Carroll, a blond fashion model and actress whose best-known role was Betsy Ross in Yankee Doodle Dandy, was dubbed “Gorgeous Georgia Carroll” when she joined the group in 1943.
Within a year, she and Kyser married.
“Kay left a strong recording legacy in American popular music, including his ‘Kollege of Musical Knowledge,’ ” said Babbitt. “I’m very fortunate and proud to have been an integral part of that band and that legacy.” Some of the band members, including Babbitt and Kabibble, noted that Kyser was difficult to know personally. “Kay was a businessman,” explained Babbitt.
“We all liked him and liked what he stood for. He was first class.
It’s sad to say, but there are an awful lot of people who don’t remember Kay Kyser.”
Kyser also appeared as a light comedian; he acted with (and was billed above) John Barrymore in John Barrymore’s final film Playmates (1941).
Kyser is the dupe in a scam where Barrymore pretends to teach him how to act in Shakespearean drama.

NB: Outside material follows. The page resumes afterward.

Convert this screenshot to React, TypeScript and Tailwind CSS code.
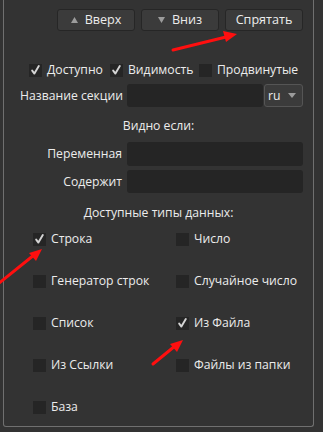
import React from "react";

function Check({ checked }: { checked?: boolean }) {
  return (
    <span className="flex h-[13px] w-[13px] shrink-0 items-center justify-center bg-[#252525]">
      {checked && (
        <svg width="9" height="10" viewBox="0 0 9 10">
          <path d="M1.2 5.6 L3.4 8.6 L7.8 1" fill="none" stroke="#d4d4d4" strokeWidth="1.9" strokeLinecap="round" strokeLinejoin="round" />
        </svg>
      )}
    </span>
  );
}

function Btn({ children }: { children: React.ReactNode }) {
  return (
    <div className="flex h-[22px] w-[78px] items-center justify-center gap-[7px] rounded-[3px] border border-[#262626] bg-[#3b3b3b] text-[12.6px] text-[#ececec]">
      {children}
    </div>
  );
}

function Item({ label, checked, className }: { label: string; checked?: boolean; className?: string }) {
  return (
    <div className={"flex h-[20px] items-center gap-[5px] whitespace-nowrap " + (className ?? "")}>
      <Check checked={checked} />
      <span>{label}</span>
    </div>
  );
}

export default function App() {
  return (
    <div
      className="relative h-[432px] w-[323px] overflow-hidden bg-[#333333] text-[12.2px] leading-[18px] text-[#ececec]"
      style={{ fontFamily: '"Open Sans", "Noto Sans", sans-serif' }}
    >
      <div className="ml-[3px] flex h-[427px] w-[311px] flex-col rounded-b-[3px] border-x border-b border-[#707070]">
        <div className="mt-[9px] flex justify-end gap-[6px] pr-[10px]">
          <Btn>
            <svg width="7" height="6" viewBox="0 0 7 6"><path d="M3.5 0 L7 6 L0 6 Z" fill="#9c9c9c" /></svg>
            <span>Вверх</span>
          </Btn>
          <Btn>
            <svg width="7" height="6" viewBox="0 0 7 6"><path d="M0 0 L7 0 L3.5 6 Z" fill="#9c9c9c" /></svg>
            <span>Вниз</span>
          </Btn>
          <Btn>
            <span>Спрятать</span>
          </Btn>
        </div>

        <div className="mt-[29px] flex h-[20px] items-center pl-[25px]">
          <Item label="Доступно" checked className="w-[81px]" />
          <Item label="Видимость" checked className="w-[89px]" />
          <Item label="Продвинутые" />
        </div>

        <div className="mt-[4px] flex h-[23px] items-center pl-[15px] pr-[10px]">
          <span className="w-[104px] whitespace-nowrap text-right">Название секции</span>
          <div className="ml-[4px] h-[23px] flex-1 rounded-[3px] bg-[#252525]" />
          <div className="ml-[1px] flex h-[23px] w-[39px] items-center justify-between rounded-[3px] border border-[#555555] bg-[#3b3b3b] pl-[3px] pr-[6px]">
            <span>ru</span>
            <svg width="8" height="5" viewBox="0 0 8 5"><path d="M0 0 L8 0 L4 5 Z" fill="#9c9c9c" /></svg>
          </div>
        </div>

        <div className="mt-[10px] text-center">Видно если:</div>

        <div className="mt-[7px] flex h-[24px] items-center pl-[19px] pr-[10px]">
          <span className="w-[99px] whitespace-nowrap text-right">Переменная</span>
          <div className="ml-[5px] h-[24px] flex-1 rounded-[3px] bg-[#252525]" />
        </div>
        <div className="mt-[4px] flex h-[23px] items-center pl-[19px] pr-[10px]">
          <span className="w-[99px] whitespace-nowrap text-right">Содержит</span>
          <div className="ml-[5px] h-[23px] flex-1 rounded-[3px] bg-[#252525]" />
        </div>

        <div className="mt-[11px] text-center">Доступные типы данных:</div>

        <div className="mt-[7px] grid grid-cols-[143px_1fr] gap-y-[22px] pl-[29px]">
          <Item label="Строка" checked />
          <Item label="Число" />
          <Item label="Генератор строк" />
          <Item label="Случайное число" />
          <Item label="Список" />
          <Item label="Из Файла" checked />
          <Item label="Из Ссылки" />
          <Item label="Файлы из папки" />
          <Item label="База" />
        </div>
      </div>

      <svg className="pointer-events-none absolute left-0 top-0" width="323" height="432" viewBox="0 0 323 432">
        <g stroke="#ff0f0f" strokeWidth="3" strokeLinecap="round" fill="#ff0f0f">
          <line x1="173" y1="50" x2="226" y2="37" />
          <path d="M237 34 L223 31 L226 42 Z" stroke="none" />
          <line x1="-2" y1="284" x2="34" y2="255" />
          <path d="M42 249 L29 253 L36 261 Z" stroke="none" />
          <line x1="153" y1="364" x2="175" y2="346" />
          <path d="M183 340 L170 344 L177 352 Z" stroke="none" />
        </g>
      </svg>
    </div>
  );
}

Kyser’s personal performing style was enthusiastic and comical. Unlike most bandleaders of the time, Kyser danced and sang with his band, as illustrated during the group’s performance of “I Dug a Ditch” in Thousands Cheer and other film appearances.

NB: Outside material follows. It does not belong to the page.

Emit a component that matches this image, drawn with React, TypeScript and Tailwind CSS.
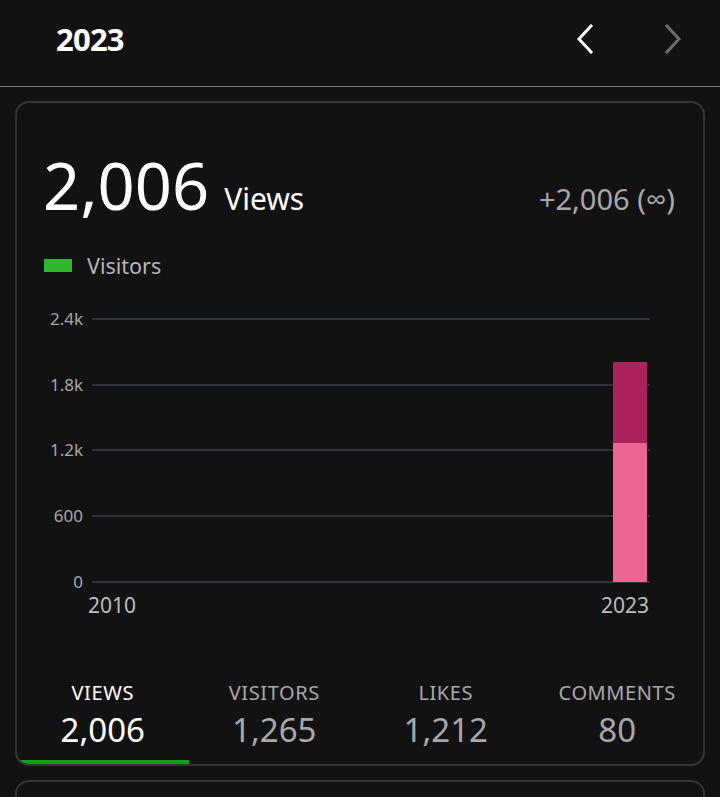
import React from "react";

const font = { fontFamily: '"Noto Sans", "Open Sans", sans-serif' };

const grid = [
  { y: 19, label: "2.4k" },
  { y: 85, label: "1.8k" },
  { y: 150, label: "1.2k" },
  { y: 216, label: "600" },
  { y: 282, label: "0" },
];

const tabs = [
  { label: "VIEWS", value: "2,006", active: true },
  { label: "VISITORS", value: "1,265" },
  { label: "LIKES", value: "1,212" },
  { label: "COMMENTS", value: "80" },
];

function Chart() {
  return (
    <svg width="686" height="330" viewBox="0 0 686 330" className="block">
      {grid.map((g) => (
        <g key={g.label}>
          <line x1="75" x2="633" y1={g.y} y2={g.y} stroke="#2f3338" strokeWidth="2" />
          <text x="66" y={g.y + 6} textAnchor="end" fill="#a8a8a8" fontSize="17" style={font}>
            {g.label}
          </text>
        </g>
      ))}
      <rect x="596" y="62" width="34" height="81" fill="#ad225d" />
      <rect x="596" y="143" width="34" height="139" fill="#ea6593" />
      <text x="71" y="313" fill="#bdbdbd" fontSize="21" style={font}>2010</text>
      <text x="632" y="313" textAnchor="end" fill="#bdbdbd" fontSize="21" style={font}>2023</text>
    </svg>
  );
}

export default function App() {
  return (
    <div className="h-screen bg-[#121212] text-white overflow-hidden" style={font}>
      <header className="h-[87px] pb-[8px] flex items-center justify-between pl-[56px] pr-[38px] border-b border-[#7a7a7a]">
        <h1 className="text-[31px] font-bold leading-none tracking-tight">2023</h1>
        <div className="flex items-center gap-[70px]">
          <svg width="18" height="30" viewBox="0 0 18 30" fill="none">
            <path d="M15 2 3 15l12 13" stroke="#ffffff" strokeWidth="3" strokeLinecap="square" />
          </svg>
          <svg width="18" height="30" viewBox="0 0 18 30" fill="none">
            <path d="M3 2l12 13L3 28" stroke="#6b6b6b" strokeWidth="3" strokeLinecap="square" />
          </svg>
        </div>
      </header>

      <main className="px-[15px] pt-[14px]">
        <section className="rounded-[14px] border-2 border-[#353535] overflow-hidden">
          <div className="pt-[50px] pl-[26px] pr-[28px] flex items-baseline justify-between">
            <div className="flex items-baseline gap-[15px]">
              <span className="text-[65px] leading-none font-normal">2,006</span>
              <span className="text-[30px] leading-none">Views</span>
            </div>
            <span className="text-[29px] leading-none text-[#a8a8a8]">+2,006 (∞)</span>
          </div>

          <div className="mt-[37px] pl-[27px] flex items-center gap-[15px]">
            <span className="w-[28px] h-[13px] bg-[#2db82d]" />
            <span className="text-[21.5px] leading-none text-[#b5b5b5]">Visitors</span>
          </div>

          <div className="mt-[23px]">
            <Chart />
          </div>

          <div className="mt-[53px] grid grid-cols-4">
            {tabs.map((t) => (
              <div key={t.label} className="flex flex-col items-center">
                <span className={`text-[20px] tracking-[0.6px] leading-none ${t.active ? "text-white" : "text-[#a8a8a8]"}`}>
                  {t.label}
                </span>
                <span className={`mt-[10px] text-[33px] leading-none ${t.active ? "text-white" : "text-[#a8a8a8]"}`}>
                  {t.value}
                </span>
                <span className={`mt-[14px] h-[4px] w-full ${t.active ? "bg-[#13a013]" : "bg-transparent"}`} />
              </div>
            ))}
          </div>
        </section>

        <section className="mt-[14px] h-[60px] rounded-[14px] border-2 border-[#353535]" />
      </main>
    </div>
  );
}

In 1944, he married the blonde Hollywood model, Georgia Carroll, who had appeared in movies such as Ziegfeld Girl and Du Barry Was A Lady.

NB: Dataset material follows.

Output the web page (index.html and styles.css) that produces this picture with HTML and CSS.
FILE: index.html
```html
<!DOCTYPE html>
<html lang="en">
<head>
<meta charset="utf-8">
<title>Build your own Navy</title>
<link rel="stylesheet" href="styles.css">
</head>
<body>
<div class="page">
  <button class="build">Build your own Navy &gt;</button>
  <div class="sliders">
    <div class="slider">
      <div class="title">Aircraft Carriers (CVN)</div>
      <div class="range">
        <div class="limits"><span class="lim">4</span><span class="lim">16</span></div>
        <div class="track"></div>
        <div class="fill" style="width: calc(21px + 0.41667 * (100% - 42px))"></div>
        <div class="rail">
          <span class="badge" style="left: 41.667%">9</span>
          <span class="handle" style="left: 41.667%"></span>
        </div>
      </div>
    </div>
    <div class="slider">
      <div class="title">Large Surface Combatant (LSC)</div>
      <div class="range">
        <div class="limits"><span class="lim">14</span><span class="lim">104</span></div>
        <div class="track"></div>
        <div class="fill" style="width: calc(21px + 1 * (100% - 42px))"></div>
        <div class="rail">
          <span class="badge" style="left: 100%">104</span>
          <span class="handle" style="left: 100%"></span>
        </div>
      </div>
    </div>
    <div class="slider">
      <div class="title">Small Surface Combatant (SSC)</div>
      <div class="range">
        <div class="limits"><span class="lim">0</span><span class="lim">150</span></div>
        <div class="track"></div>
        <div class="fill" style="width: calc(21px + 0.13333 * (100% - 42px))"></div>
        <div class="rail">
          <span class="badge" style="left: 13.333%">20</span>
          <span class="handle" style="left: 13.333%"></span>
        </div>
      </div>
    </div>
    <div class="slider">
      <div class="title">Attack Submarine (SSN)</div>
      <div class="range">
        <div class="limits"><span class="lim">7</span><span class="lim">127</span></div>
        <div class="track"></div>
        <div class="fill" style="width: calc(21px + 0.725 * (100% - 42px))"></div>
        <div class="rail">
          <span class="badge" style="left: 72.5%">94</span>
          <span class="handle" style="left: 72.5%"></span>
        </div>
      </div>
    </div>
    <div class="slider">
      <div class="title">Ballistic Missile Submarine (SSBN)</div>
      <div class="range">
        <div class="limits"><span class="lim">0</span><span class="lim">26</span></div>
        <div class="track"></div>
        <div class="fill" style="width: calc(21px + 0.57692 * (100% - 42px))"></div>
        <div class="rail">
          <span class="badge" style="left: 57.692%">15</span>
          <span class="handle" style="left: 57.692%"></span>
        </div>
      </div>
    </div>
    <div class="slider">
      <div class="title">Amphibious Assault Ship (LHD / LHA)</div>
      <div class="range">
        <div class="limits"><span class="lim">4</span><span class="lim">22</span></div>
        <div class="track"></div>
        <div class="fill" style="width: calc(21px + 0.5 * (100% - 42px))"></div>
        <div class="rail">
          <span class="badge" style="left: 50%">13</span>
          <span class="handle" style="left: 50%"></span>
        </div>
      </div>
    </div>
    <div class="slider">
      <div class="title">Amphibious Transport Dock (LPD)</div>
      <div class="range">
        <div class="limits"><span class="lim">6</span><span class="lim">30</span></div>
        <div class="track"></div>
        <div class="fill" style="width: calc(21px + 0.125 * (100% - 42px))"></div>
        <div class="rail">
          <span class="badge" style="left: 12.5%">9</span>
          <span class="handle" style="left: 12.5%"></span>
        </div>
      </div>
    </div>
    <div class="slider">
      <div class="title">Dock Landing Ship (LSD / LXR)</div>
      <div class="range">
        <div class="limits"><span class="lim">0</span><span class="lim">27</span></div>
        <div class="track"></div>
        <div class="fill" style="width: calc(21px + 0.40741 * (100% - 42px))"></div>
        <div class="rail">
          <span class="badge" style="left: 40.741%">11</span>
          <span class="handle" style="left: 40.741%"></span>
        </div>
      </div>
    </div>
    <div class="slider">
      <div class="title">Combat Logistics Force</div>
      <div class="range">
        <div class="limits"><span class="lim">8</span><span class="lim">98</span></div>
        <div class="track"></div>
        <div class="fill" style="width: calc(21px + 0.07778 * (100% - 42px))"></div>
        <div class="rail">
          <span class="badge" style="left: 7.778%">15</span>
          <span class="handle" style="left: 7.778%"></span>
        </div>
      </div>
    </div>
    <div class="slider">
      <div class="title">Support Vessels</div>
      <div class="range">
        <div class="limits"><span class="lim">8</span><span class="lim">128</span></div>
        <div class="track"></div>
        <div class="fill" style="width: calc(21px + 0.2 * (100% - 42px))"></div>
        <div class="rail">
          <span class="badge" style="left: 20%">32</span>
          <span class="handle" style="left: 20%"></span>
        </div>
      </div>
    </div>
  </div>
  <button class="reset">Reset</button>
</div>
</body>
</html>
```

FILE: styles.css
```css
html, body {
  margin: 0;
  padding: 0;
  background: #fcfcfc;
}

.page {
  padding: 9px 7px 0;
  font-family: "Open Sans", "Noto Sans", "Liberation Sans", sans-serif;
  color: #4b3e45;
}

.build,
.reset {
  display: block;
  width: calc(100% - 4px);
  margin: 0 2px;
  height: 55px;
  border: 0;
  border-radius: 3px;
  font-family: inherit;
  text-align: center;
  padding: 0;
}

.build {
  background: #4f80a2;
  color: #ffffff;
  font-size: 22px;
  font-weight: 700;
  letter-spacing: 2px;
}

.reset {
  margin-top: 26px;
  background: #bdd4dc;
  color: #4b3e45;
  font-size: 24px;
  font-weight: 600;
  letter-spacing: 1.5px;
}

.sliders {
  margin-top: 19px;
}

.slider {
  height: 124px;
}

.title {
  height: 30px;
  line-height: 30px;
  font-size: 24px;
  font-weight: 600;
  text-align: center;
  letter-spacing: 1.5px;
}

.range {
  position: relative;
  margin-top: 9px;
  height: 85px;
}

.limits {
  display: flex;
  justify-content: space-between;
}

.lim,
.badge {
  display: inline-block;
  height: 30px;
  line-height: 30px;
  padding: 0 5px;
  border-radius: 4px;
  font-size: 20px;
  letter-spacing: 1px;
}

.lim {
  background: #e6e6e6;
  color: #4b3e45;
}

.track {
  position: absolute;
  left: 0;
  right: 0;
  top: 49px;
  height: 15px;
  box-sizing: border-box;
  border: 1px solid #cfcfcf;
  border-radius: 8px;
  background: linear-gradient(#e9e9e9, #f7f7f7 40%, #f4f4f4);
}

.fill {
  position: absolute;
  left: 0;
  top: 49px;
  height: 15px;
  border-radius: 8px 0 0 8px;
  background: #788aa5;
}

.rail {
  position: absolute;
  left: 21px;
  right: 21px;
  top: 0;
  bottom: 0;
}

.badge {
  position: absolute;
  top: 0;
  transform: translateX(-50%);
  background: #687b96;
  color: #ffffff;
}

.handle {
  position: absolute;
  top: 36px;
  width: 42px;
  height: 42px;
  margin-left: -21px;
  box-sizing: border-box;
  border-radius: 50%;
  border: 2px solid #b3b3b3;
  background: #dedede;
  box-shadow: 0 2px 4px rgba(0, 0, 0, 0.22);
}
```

She was a singer, too, and provided the vocals on one of the band’s 1945 hits, ‘There Goes That Song Again’. Throughout the decade the Kyser band was almost permanently in the US Top 20 with a variety of titles such as ‘You, You, Darlin’’, ‘Playmates’, ‘With The Wind And The Rain In Your Hair’, ‘Friendship’, ‘Blue Love Bird’, ‘Tennessee Fish Fry’, ‘Who’s Yehoodi?’, ‘Blueberry Hill’, ‘Ferryboat Serenade’, ‘You Got Me This Way’.
‘Alexander The Swoose (Half Swan, Half Goose)’, ‘(Lights Out) ’Til Reveille’, ‘Why Don’t We Do This More Often?’, ‘(There’ll Be Bluebirds Over) The White Cliffs Of Dover’, ‘A Zoot Suit (For My Sunday Girl)’, ‘Who Wouldn’t Love You’, ‘Johnny Doughboy Found A Rose In Ireland’, ‘Got The Moon In My Pocket’, ‘Jingle, Jangle, Jingle’, ‘He Wears A Pair Of Silver Wings’, ‘Strip Polka’, ‘Ev’ry Night About This Time’, ‘Praise The Lord And Pass The Ammunition’ (the band’s biggest hit), ‘Can’t Get Out Of This Mood’, ‘Let’s Get Lost’, ‘Bell Bottom Trousers’, ‘One-Zy, Two-Zy (I Love You-Zy)’, ‘Ole Buttermilk Sky’, ‘The Old Lamp-Lighter’, ‘Huggin’ And Chalkin’’, ‘Managua, Nicaragua’, ‘The Woody Woodpecker Song’, and ‘Slow Boat To China’ (1948).